● **WHAT IS ASKED**
The data below must be copied in full and without any change.
-- START DATA FOR THE TASK --
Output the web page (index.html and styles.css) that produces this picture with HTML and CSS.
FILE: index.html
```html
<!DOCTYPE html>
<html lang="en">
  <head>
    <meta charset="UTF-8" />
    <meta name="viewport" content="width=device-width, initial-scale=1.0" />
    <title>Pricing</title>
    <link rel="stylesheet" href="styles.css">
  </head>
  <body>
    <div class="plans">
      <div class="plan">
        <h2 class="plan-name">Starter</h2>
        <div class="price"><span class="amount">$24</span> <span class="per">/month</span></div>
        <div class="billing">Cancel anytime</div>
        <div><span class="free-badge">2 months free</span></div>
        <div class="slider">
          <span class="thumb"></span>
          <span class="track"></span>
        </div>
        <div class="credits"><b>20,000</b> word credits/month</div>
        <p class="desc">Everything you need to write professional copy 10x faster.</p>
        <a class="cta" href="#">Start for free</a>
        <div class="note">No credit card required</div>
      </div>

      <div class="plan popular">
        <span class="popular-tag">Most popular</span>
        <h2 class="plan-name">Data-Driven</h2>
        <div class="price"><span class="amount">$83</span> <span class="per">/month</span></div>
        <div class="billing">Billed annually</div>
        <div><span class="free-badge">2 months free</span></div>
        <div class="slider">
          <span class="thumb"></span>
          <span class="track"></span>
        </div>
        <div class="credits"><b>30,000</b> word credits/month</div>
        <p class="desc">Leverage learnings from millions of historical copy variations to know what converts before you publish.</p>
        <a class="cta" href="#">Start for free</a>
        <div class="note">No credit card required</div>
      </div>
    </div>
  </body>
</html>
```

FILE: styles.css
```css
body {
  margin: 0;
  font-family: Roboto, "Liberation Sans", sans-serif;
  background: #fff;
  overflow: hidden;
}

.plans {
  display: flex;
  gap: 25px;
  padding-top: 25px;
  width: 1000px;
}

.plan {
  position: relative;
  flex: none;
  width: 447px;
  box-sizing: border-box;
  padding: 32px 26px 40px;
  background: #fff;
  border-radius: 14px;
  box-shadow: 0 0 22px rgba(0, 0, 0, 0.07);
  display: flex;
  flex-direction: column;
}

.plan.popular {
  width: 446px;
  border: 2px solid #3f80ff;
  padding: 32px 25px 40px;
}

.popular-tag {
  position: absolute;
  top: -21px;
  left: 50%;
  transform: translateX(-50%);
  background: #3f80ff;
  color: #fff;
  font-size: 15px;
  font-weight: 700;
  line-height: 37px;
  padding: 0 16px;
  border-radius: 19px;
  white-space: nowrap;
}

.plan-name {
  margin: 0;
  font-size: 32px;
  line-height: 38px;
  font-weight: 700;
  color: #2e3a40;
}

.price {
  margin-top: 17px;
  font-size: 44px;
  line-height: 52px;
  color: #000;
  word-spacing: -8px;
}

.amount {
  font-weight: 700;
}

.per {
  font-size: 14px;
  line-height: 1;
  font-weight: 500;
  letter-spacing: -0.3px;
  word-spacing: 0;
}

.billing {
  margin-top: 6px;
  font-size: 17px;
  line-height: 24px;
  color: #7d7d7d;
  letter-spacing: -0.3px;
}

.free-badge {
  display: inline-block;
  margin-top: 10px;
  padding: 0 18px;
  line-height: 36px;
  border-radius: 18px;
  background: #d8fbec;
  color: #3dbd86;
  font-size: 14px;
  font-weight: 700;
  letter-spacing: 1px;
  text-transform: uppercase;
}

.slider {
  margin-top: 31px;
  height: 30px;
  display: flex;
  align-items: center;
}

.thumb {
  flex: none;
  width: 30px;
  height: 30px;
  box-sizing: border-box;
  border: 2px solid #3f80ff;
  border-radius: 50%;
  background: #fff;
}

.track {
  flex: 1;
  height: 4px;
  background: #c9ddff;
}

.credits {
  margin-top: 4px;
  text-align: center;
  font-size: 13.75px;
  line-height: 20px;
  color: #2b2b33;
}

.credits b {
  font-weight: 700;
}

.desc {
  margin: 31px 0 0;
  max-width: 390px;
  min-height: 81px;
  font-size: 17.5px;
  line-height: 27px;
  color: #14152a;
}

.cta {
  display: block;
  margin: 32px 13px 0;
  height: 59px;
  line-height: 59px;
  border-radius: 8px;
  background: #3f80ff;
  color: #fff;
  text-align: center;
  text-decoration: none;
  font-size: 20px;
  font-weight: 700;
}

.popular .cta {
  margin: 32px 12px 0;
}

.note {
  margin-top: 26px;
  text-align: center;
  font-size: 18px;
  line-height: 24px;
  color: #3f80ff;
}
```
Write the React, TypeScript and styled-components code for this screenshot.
-- END DATA FOR THE TASK --
● **SOLVED PROBLEM**
Output the web page (index.html and styles.css) that produces this picture with HTML and CSS.
FILE: index.html
```html
<!DOCTYPE html>
<html lang="en">
  <head>
    <meta charset="UTF-8" />
    <meta name="viewport" content="width=device-width, initial-scale=1.0" />
    <title>Pricing</title>
    <link rel="stylesheet" href="styles.css">
  </head>
  <body>
    <div class="plans">
      <div class="plan">
        <h2 class="plan-name">Starter</h2>
        <div class="price"><span class="amount">$24</span> <span class="per">/month</span></div>
        <div class="billing">Cancel anytime</div>
        <div><span class="free-badge">2 months free</span></div>
        <div class="slider">
          <span class="thumb"></span>
          <span class="track"></span>
        </div>
        <div class="credits"><b>20,000</b> word credits/month</div>
        <p class="desc">Everything you need to write professional copy 10x faster.</p>
        <a class="cta" href="#">Start for free</a>
        <div class="note">No credit card required</div>
      </div>

      <div class="plan popular">
        <span class="popular-tag">Most popular</span>
        <h2 class="plan-name">Data-Driven</h2>
        <div class="price"><span class="amount">$83</span> <span class="per">/month</span></div>
        <div class="billing">Billed annually</div>
        <div><span class="free-badge">2 months free</span></div>
        <div class="slider">
          <span class="thumb"></span>
          <span class="track"></span>
        </div>
        <div class="credits"><b>30,000</b> word credits/month</div>
        <p class="desc">Leverage learnings from millions of historical copy variations to know what converts before you publish.</p>
        <a class="cta" href="#">Start for free</a>
        <div class="note">No credit card required</div>
      </div>
    </div>
  </body>
</html>
```

FILE: styles.css
```css
body {
  margin: 0;
  font-family: Roboto, "Liberation Sans", sans-serif;
  background: #fff;
  overflow: hidden;
}

.plans {
  display: flex;
  gap: 25px;
  padding-top: 25px;
  width: 1000px;
}

.plan {
  position: relative;
  flex: none;
  width: 447px;
  box-sizing: border-box;
  padding: 32px 26px 40px;
  background: #fff;
  border-radius: 14px;
  box-shadow: 0 0 22px rgba(0, 0, 0, 0.07);
  display: flex;
  flex-direction: column;
}

.plan.popular {
  width: 446px;
  border: 2px solid #3f80ff;
  padding: 32px 25px 40px;
}

.popular-tag {
  position: absolute;
  top: -21px;
  left: 50%;
  transform: translateX(-50%);
  background: #3f80ff;
  color: #fff;
  font-size: 15px;
  font-weight: 700;
  line-height: 37px;
  padding: 0 16px;
  border-radius: 19px;
  white-space: nowrap;
}

.plan-name {
  margin: 0;
  font-size: 32px;
  line-height: 38px;
  font-weight: 700;
  color: #2e3a40;
}

.price {
  margin-top: 17px;
  font-size: 44px;
  line-height: 52px;
  color: #000;
  word-spacing: -8px;
}

.amount {
  font-weight: 700;
}

.per {
  font-size: 14px;
  line-height: 1;
  font-weight: 500;
  letter-spacing: -0.3px;
  word-spacing: 0;
}

.billing {
  margin-top: 6px;
  font-size: 17px;
  line-height: 24px;
  color: #7d7d7d;
  letter-spacing: -0.3px;
}

.free-badge {
  display: inline-block;
  margin-top: 10px;
  padding: 0 18px;
  line-height: 36px;
  border-radius: 18px;
  background: #d8fbec;
  color: #3dbd86;
  font-size: 14px;
  font-weight: 700;
  letter-spacing: 1px;
  text-transform: uppercase;
}

.slider {
  margin-top: 31px;
  height: 30px;
  display: flex;
  align-items: center;
}

.thumb {
  flex: none;
  width: 30px;
  height: 30px;
  box-sizing: border-box;
  border: 2px solid #3f80ff;
  border-radius: 50%;
  background: #fff;
}

.track {
  flex: 1;
  height: 4px;
  background: #c9ddff;
}

.credits {
  margin-top: 4px;
  text-align: center;
  font-size: 13.75px;
  line-height: 20px;
  color: #2b2b33;
}

.credits b {
  font-weight: 700;
}

.desc {
  margin: 31px 0 0;
  max-width: 390px;
  min-height: 81px;
  font-size: 17.5px;
  line-height: 27px;
  color: #14152a;
}

.cta {
  display: block;
  margin: 32px 13px 0;
  height: 59px;
  line-height: 59px;
  border-radius: 8px;
  background: #3f80ff;
  color: #fff;
  text-align: center;
  text-decoration: none;
  font-size: 20px;
  font-weight: 700;
}

.popular .cta {
  margin: 32px 12px 0;
}

.note {
  margin-top: 26px;
  text-align: center;
  font-size: 18px;
  line-height: 24px;
  color: #3f80ff;
}
```
Write the React, TypeScript and styled-components code for this screenshot.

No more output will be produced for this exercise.